What COVID nails look like, and if you should worry if you notice them.
There are so many weird things that can happen after you’ve recovered from COVID-19, from a persistent cough to hair loss. Now there’s a new side effect to keep on your radar: COVID nails, aka Beau’s lines.
Tim Spector, a British epidemiologist and principal investigator of the Zoe COVID Symptom Study app, recently tweeted about the phenomenon and included a photo of COVID nails, writing, “Do your nails look odd? COVID nails are increasingly being recognized as the nails recover after infection and the growth recovers leaving a clear line. Can occur without skin rashes and appears harmless.
Some people in the comments said they’ve definitely experienced this after having the coronavirus. “I noticed this and also hair loss 3 months after covid,” one wrote. “These were my post Covid nails! This was approx 2 months after the infection,” another said.
Plenty of others had questions in the comments section about COVID nails, what they look like, and if they’re something to worry about. Here’s what you need to know about COVID nails.
What are COVID nails, exactly?
There’s actually a medical term for this—Beau’s lines. “When you have major physiological stress, like an illness, you basically have a shifting in the nail cycle,” New York City dermatologist Doris Day, MD, tells Health. You’ll usually see this in all of your nails (not just one nail) and maybe even in your toenails.
If you’ve had COVID-19, you won’t see this right away. Instead, Dr. Day says that it will likely take two to three months to show up.
What do COVID nails look like?
They’re grooves that run horizontally across your nail plate, according to Harvard Health. COVID nails/Beau’s lines can look like ridges, grooves, or indentations, Dr.
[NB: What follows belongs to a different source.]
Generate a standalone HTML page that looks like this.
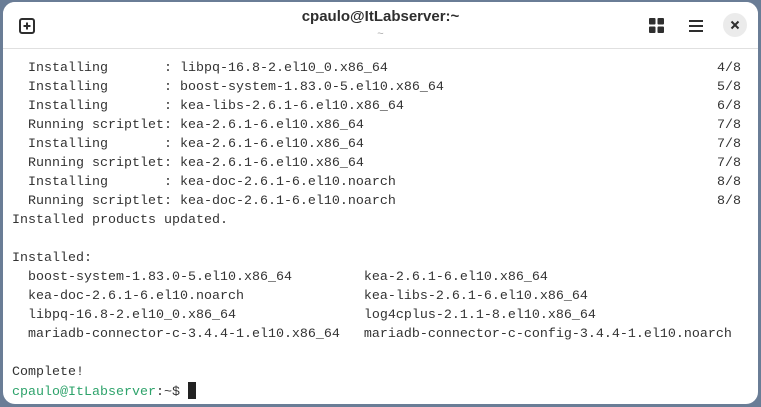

Day says.
Had COVID-19 but don’t see COVID nails? This won’t necessarily happen to everyone, and it’s more apparent in some people than others. “Some people don’t see it in the nail because it’s not so obvious,” Dr. Day says.
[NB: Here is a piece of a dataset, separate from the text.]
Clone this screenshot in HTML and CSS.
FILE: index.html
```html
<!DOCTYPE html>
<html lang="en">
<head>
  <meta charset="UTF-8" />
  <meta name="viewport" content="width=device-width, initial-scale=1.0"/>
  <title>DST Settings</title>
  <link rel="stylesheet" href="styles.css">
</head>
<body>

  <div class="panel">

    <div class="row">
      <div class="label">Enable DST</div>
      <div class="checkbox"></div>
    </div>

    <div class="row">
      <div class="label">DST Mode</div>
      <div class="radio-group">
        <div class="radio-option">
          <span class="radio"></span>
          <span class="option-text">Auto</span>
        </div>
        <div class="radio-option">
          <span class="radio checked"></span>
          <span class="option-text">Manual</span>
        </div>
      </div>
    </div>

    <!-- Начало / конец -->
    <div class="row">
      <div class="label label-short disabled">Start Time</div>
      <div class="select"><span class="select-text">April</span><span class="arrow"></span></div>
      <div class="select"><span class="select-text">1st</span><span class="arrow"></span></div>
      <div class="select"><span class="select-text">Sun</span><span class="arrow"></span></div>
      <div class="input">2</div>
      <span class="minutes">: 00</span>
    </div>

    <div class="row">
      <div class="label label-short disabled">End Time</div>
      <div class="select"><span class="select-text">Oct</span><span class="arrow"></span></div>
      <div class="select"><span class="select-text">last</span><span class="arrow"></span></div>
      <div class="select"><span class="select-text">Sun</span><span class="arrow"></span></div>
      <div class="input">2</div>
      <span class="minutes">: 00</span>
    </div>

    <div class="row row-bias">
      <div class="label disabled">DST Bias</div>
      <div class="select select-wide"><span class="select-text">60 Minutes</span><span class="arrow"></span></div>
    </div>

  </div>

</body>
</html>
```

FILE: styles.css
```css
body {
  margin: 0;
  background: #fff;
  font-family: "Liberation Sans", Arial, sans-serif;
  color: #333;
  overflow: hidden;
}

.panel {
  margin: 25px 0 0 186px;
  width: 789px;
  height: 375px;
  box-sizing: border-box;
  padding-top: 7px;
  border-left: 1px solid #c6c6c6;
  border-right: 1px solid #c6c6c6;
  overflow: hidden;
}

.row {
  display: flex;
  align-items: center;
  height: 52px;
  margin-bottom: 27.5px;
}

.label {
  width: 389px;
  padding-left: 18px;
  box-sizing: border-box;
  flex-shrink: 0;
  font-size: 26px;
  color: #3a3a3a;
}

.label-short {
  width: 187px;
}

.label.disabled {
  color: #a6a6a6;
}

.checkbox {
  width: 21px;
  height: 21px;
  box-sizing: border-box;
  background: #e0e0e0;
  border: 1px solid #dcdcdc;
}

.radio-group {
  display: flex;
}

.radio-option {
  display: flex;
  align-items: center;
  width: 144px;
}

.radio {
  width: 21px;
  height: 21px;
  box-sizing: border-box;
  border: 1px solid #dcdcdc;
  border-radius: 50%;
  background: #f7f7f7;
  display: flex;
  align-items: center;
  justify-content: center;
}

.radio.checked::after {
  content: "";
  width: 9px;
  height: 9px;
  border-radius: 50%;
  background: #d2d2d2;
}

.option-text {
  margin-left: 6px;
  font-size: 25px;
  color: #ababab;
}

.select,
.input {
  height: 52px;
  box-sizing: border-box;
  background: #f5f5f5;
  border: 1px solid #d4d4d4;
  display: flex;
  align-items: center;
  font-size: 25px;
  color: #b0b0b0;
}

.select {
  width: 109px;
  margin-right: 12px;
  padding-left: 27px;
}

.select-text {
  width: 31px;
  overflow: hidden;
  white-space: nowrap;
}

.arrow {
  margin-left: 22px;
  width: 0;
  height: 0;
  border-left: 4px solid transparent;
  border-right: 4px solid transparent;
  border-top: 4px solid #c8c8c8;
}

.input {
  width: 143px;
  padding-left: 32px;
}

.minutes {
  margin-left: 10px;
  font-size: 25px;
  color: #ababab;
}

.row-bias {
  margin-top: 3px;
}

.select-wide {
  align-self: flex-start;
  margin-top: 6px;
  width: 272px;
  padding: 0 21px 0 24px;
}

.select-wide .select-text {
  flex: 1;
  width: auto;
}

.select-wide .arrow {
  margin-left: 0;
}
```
Does having COVID nails mean you had COVID-19?
Not necessarily—many illnesses can cause this, infectious disease expert Amesh A. Adalja, MD, senior scholar at the Johns Hopkins Center for Health Security in Maryland, tells Health.
“It has been well known that any kind of systemic disease can disrupt nail growth which can be reflected in abnormalities in the appearance of nails,” he says. “This can be seen with any critical illness.” The flu, an infection, and pretty much anything that causes a high fever can also cause these grooves. Even chemo can cause Beau’s lines. “Having it after chemotherapy is a classic case,” Dr. Day says.
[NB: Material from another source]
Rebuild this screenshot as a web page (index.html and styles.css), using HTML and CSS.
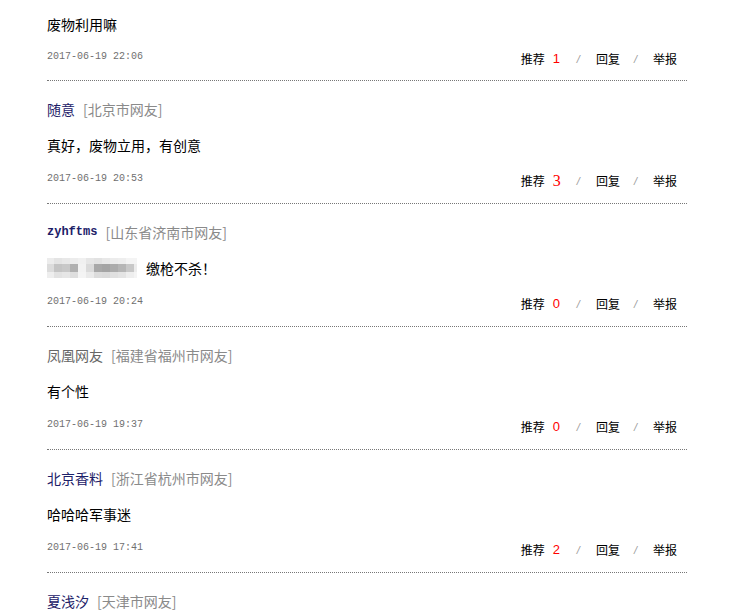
FILE: index.html
```html
<!DOCTYPE html>
<html lang="zh">
<head>
<meta charset="utf-8">
<link rel="stylesheet" href="styles.css">
</head>
<body>
<div class="list">
  <div class="item first">
    <p class="text">废物利用嘛</p>
    <div class="foot">
      <span class="date">2017-06-19 22:06</span>
      <div class="acts"><span>推荐</span><span class="num">1</span><span class="sep">/</span><span>回复</span><span class="sep">/</span><span>举报</span></div>
    </div>
  </div>
  <div class="item">
    <div class="head"><span class="name">随意</span><span class="loc">[北京市网友]</span></div>
    <p class="text">真好，废物立用，有创意</p>
    <div class="foot">
      <span class="date">2017-06-19 20:53</span>
      <div class="acts"><span>推荐</span><span class="num serif">3</span><span class="sep">/</span><span>回复</span><span class="sep">/</span><span>举报</span></div>
    </div>
  </div>
  <div class="item">
    <div class="head"><span class="name mono">zyhftms</span><span class="loc">[山东省济南市网友]</span></div>
    <p class="text"><svg class="blur" width="90" height="20" viewBox="0 0 90 20">
      <rect x="0" y="0" width="90" height="20" fill="#f4f4f4"/>
      <rect x="0" y="0" width="7" height="6" fill="#ececec"/><rect x="7" y="0" width="8" height="6" fill="#e4e4e4"/><rect x="15" y="0" width="8" height="6" fill="#e8e8e8"/><rect x="23" y="0" width="8" height="6" fill="#ececec"/><rect x="31" y="0" width="8" height="6" fill="#f0f0f0"/><rect x="39" y="0" width="8" height="6" fill="#e6e6e6"/><rect x="47" y="0" width="8" height="6" fill="#e2e2e2"/><rect x="55" y="0" width="8" height="6" fill="#e8e8e8"/><rect x="63" y="0" width="8" height="6" fill="#ececec"/><rect x="71" y="0" width="8" height="6" fill="#eeeeee"/>
      <rect x="0" y="6" width="7" height="8" fill="#dcdcdc"/><rect x="7" y="6" width="8" height="8" fill="#c4c4c4"/><rect x="15" y="6" width="8" height="8" fill="#c8c8c8"/><rect x="23" y="6" width="8" height="8" fill="#b0b0b0"/><rect x="31" y="6" width="8" height="8" fill="#f2f2f2"/><rect x="39" y="6" width="8" height="8" fill="#dadada"/><rect x="47" y="6" width="8" height="8" fill="#a8a8a8"/><rect x="55" y="6" width="8" height="8" fill="#a4a4a4"/><rect x="63" y="6" width="8" height="8" fill="#acacac"/><rect x="71" y="6" width="8" height="8" fill="#b6b6b6"/><rect x="79" y="6" width="8" height="8" fill="#c8c8c8"/><rect x="87" y="6" width="3" height="8" fill="#ececec"/>
      <rect x="0" y="14" width="7" height="6" fill="#eeeeee"/><rect x="7" y="14" width="8" height="6" fill="#e2e2e2"/><rect x="15" y="14" width="8" height="6" fill="#e6e6e6"/><rect x="23" y="14" width="8" height="6" fill="#dedede"/><rect x="31" y="14" width="8" height="6" fill="#f4f4f4"/><rect x="39" y="14" width="8" height="6" fill="#eaeaea"/><rect x="47" y="14" width="8" height="6" fill="#dcdcdc"/><rect x="55" y="14" width="8" height="6" fill="#dadada"/><rect x="63" y="14" width="8" height="6" fill="#e0e0e0"/><rect x="71" y="14" width="8" height="6" fill="#e4e4e4"/><rect x="79" y="14" width="8" height="6" fill="#eeeeee"/>
    </svg>缴枪不杀！</p>
    <div class="foot">
      <span class="date">2017-06-19 20:24</span>
      <div class="acts"><span>推荐</span><span class="num">0</span><span class="sep">/</span><span>回复</span><span class="sep">/</span><span>举报</span></div>
    </div>
  </div>
  <div class="item">
    <div class="head"><span class="name grey">凤凰网友</span><span class="loc">[福建省福州市网友]</span></div>
    <p class="text">有个性</p>
    <div class="foot">
      <span class="date">2017-06-19 19:37</span>
      <div class="acts"><span>推荐</span><span class="num">0</span><span class="sep">/</span><span>回复</span><span class="sep">/</span><span>举报</span></div>
    </div>
  </div>
  <div class="item">
    <div class="head"><span class="name">北京香料</span><span class="loc">[浙江省杭州市网友]</span></div>
    <p class="text">哈哈哈军事迷</p>
    <div class="foot">
      <span class="date">2017-06-19 17:41</span>
      <div class="acts"><span>推荐</span><span class="num">2</span><span class="sep">/</span><span>回复</span><span class="sep">/</span><span>举报</span></div>
    </div>
  </div>
  <div class="item">
    <div class="head"><span class="name">夏浅汐</span><span class="loc">[天津市网友]</span></div>
    <p class="text">&nbsp;</p>
  </div>
</div>
</body>
</html>
```
FILE: styles.css
```css
html, body {
  margin: 0;
  padding: 0;
  background: #fff;
}
body {
  font-family: "Noto Sans CJK SC", "Liberation Sans", sans-serif;
  color: #000;
  overflow: hidden;
}
.list {
  width: 640px;
  margin-left: 47px;
}
.item {
  padding-top: 18px;
  padding-bottom: 14px;
  border-bottom: 1px dotted #777;
}
.item.first {
  padding-top: 0;
  padding-bottom: 13px;
}
.head {
  height: 20px;
  line-height: 20px;
  font-size: 14px;
  display: flex;
  align-items: center;
}
.name {
  color: #1c2068;
  margin-right: 8px;
}
.name.grey {
  color: #666;
}
.name.mono {
  font-family: "Liberation Mono", monospace;
  font-size: 12px;
  font-weight: bold;
}
.loc {
  color: #8a8a8a;
}
.text {
  margin: 16px 0 14px;
  height: 20px;
  line-height: 20px;
  font-size: 14px;
  display: flex;
  align-items: center;
}
.first .text {
  margin-top: 14px;
  margin-bottom: 13px;
}
.blur {
  display: block;
  margin-right: 9px;
}
.foot {
  height: 20px;
  display: flex;
  justify-content: space-between;
  align-items: flex-start;
}
.date {
  font-family: "Liberation Mono", monospace;
  font-size: 10px;
  color: #707070;
  line-height: 20px;
}
.acts {
  margin-top: 2px;
  padding-right: 10px;
  display: flex;
  align-items: center;
  font-size: 12px;
  line-height: 20px;
}
.num {
  color: #f00;
  font-family: "Liberation Sans", sans-serif;
  font-size: 13px;
  margin-left: 8px;
  min-width: 10px;
}
.num.serif {
  font-family: "Liberation Serif", serif;
  font-size: 16px;
}
.sep {
  color: #999;
  font-family: "Liberation Sans", sans-serif;
  font-style: italic;
  font-size: 11px;
  margin: 0 16px 0 14px;
}
```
As a whole, Beau’s nails are usually “nothing to worry about,” Dr. Day says, adding, “it just shows that your body went through something and you’re done with it.”
Joshua Zeichner, MD, director of cosmetic and clinical research at the Icahn School of Medicine at Mount Sinai in New York City, tells Health: “The good news is that even without treatment it should correct itself. Once the nail change has happened, it is not permanent so it is just a waiting game for the nail to grow out.”